En general, los críticos de la Constitución de 1991 tienen razón en un aspecto: entre la realidad social de Colombia y los artículos de su Constitución hay un abismo que, a veces, parece agrandarse aún más. Y, sin embargo, ese hecho es menos sorprendente de lo que muchos críticos consideran. Incluso, era algo que se sabía desde un comienzo.
Aunque es innegable que, de una u otra forma, toda norma social responde al contexto en el que surge, en 1991 no se diseñó una Constitución que describiera la situación social, política y económica de entonces. El valor de la Constitución de 1991 estribaba, y estriba todavía, en las aspiraciones que logró consolidar.

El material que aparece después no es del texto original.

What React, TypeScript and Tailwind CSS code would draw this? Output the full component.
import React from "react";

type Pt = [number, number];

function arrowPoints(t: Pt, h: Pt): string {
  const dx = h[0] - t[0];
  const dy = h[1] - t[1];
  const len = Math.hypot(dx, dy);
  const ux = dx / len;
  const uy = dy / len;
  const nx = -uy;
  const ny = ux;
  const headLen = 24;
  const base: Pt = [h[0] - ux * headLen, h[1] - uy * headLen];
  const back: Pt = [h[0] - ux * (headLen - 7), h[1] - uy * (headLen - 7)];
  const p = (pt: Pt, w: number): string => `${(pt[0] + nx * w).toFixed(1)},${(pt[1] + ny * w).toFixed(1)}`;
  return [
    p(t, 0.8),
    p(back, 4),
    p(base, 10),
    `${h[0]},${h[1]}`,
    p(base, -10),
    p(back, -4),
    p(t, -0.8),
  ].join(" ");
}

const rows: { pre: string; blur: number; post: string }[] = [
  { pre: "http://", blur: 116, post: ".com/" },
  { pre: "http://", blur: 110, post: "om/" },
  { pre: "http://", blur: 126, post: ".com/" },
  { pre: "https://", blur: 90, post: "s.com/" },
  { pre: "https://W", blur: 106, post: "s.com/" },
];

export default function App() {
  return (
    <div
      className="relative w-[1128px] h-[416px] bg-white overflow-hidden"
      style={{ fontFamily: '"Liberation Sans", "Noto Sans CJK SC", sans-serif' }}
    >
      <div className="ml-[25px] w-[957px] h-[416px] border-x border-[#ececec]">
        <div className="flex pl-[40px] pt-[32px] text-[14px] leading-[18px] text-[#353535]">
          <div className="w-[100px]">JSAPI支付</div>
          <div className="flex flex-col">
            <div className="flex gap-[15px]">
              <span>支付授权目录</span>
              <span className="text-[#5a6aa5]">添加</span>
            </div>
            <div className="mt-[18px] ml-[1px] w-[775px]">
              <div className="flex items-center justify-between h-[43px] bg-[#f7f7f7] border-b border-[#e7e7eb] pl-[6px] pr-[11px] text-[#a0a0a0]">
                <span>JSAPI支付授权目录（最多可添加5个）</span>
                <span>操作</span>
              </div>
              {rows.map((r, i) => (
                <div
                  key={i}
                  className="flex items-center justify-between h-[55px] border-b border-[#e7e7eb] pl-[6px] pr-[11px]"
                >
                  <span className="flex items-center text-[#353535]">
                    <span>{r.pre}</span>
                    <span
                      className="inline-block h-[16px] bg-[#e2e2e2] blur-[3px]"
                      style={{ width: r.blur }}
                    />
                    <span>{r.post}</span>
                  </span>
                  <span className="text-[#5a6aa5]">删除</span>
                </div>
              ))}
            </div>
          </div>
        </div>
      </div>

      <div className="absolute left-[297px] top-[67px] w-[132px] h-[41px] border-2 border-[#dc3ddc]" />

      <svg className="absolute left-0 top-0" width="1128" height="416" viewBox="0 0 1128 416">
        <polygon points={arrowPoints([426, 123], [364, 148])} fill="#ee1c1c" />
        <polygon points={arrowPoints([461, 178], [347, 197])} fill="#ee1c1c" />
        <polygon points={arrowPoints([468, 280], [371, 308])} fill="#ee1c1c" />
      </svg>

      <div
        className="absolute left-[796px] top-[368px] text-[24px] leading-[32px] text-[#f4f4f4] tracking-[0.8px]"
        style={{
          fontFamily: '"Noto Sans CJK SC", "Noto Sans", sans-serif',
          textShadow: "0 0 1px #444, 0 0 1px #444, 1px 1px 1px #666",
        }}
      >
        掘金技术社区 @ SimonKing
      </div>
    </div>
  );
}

En ese sentido, siempre se ha sabido que Colombia, a pesar de que tiene un modelo teórico ideal, no es un Estado social de derecho. Para que el país logre esa condición, es necesario que se cumplan todas las características del Artículo 1° de la Constitución: Colombia debe ser un Estado descentralizado —con autonomía de sus entidades territoriales—, democrático, participativo, pluralista, fundado en el respeto de la dignidad humana, en el trabajo y en la solidaridad de las personas que lo integran.
Así mismo, se debe cumplir el Artículo 2°. Es decir, que los fines esenciales del Estado sean: servir a la comunidad; promover la prosperidad general y garantizar la efectividad de los principios, derechos y deberes consagrados en la Constitución; facilitar la participación de todos en las decisiones que los afectan y en la vida económica, política, administrativa y cultural de la nación, y defender la independencia nacional, mantener la integridad territorial y asegurar la convivencia pacífica y la vigencia de un orden justo.
Además, es menester que las autoridades de la República se ocupen de proteger a todas las personas residentes en Colombia, en su vida, honra, bienes, creencias y demás derechos y libertades, así como de asegurar el cumplimiento de los deberes sociales del Estado y de los particulares.
Si como resultado del proceso de paz que actualmente se adelanta en el país, y de los que se espera que se adelanten en el futuro, se promulga una nueva constitución, es seguro que una gran cantidad de características y fines esenciales del Estado se repetirán2; y tal vez, cinco o diez años después, se hable, una vez más, de las promesas incumplidas y de las vanas y poco reales proclamaciones de la nueva constitución.
Probablemente esto será así porque las constituciones de países como Colombia no pueden ser de otra forma. El cinismo político del país no ha llegado a tanto como para dedicarse a describir, en la Constitución nacional, la realidad imperante de la sociedad, y, de esa forma, normalizarla mediante tal acto de institucionalización. Jamás habrá una constitución en donde se diga que tan solo el 20 % de los colombianos tiene derecho a una vivienda digna, o que solo el 25 % de los colombianos tiene derecho a una educación superior, o que Colombia es un país en donde se discrimina a las mujeres, a los ancianos, a los afrocolombianos, a los homosexuales y a todo aquel que piense y actúe diferente. Las constituciones, al menos en nuestro actual estado de cosas, funcionan como cartas de navegación que, de una u otra forma, le recuerdan al país el destino con el que se comprometieron en cada una de ellas.
Por esto, es necesario reconocer que defender una nueva constitución no quiere decir únicamente abogar por su promulgación. En efecto, por extensa que esta sea, como lo es la colombiana con sus 380 artículos, toda constitución necesita desarrollo y aplicación; y esto es algo que no puede quedar solo en manos del gobierno y de los jueces.
Por el contrario, se necesita, al menos por parte de todos esos grupos sociales interesados en defender la Constitución, eso que algunos autores han llamado un “constitucionalismo militante”3, y que consiste en el compromiso político de esos grupos de acompañar y exigir el desarrollo y la plena aplicación de los postulados de la Constitución en todos los ámbitos de la vida social. Y es que la misma Constitución establece que los deberes de la persona y del ciudadano son defender y difundir los derechos humanos como fundamento de la convivencia pacífica y participar en la vida política, cívica y comunitaria del país (Artículo 95 de la Constitución).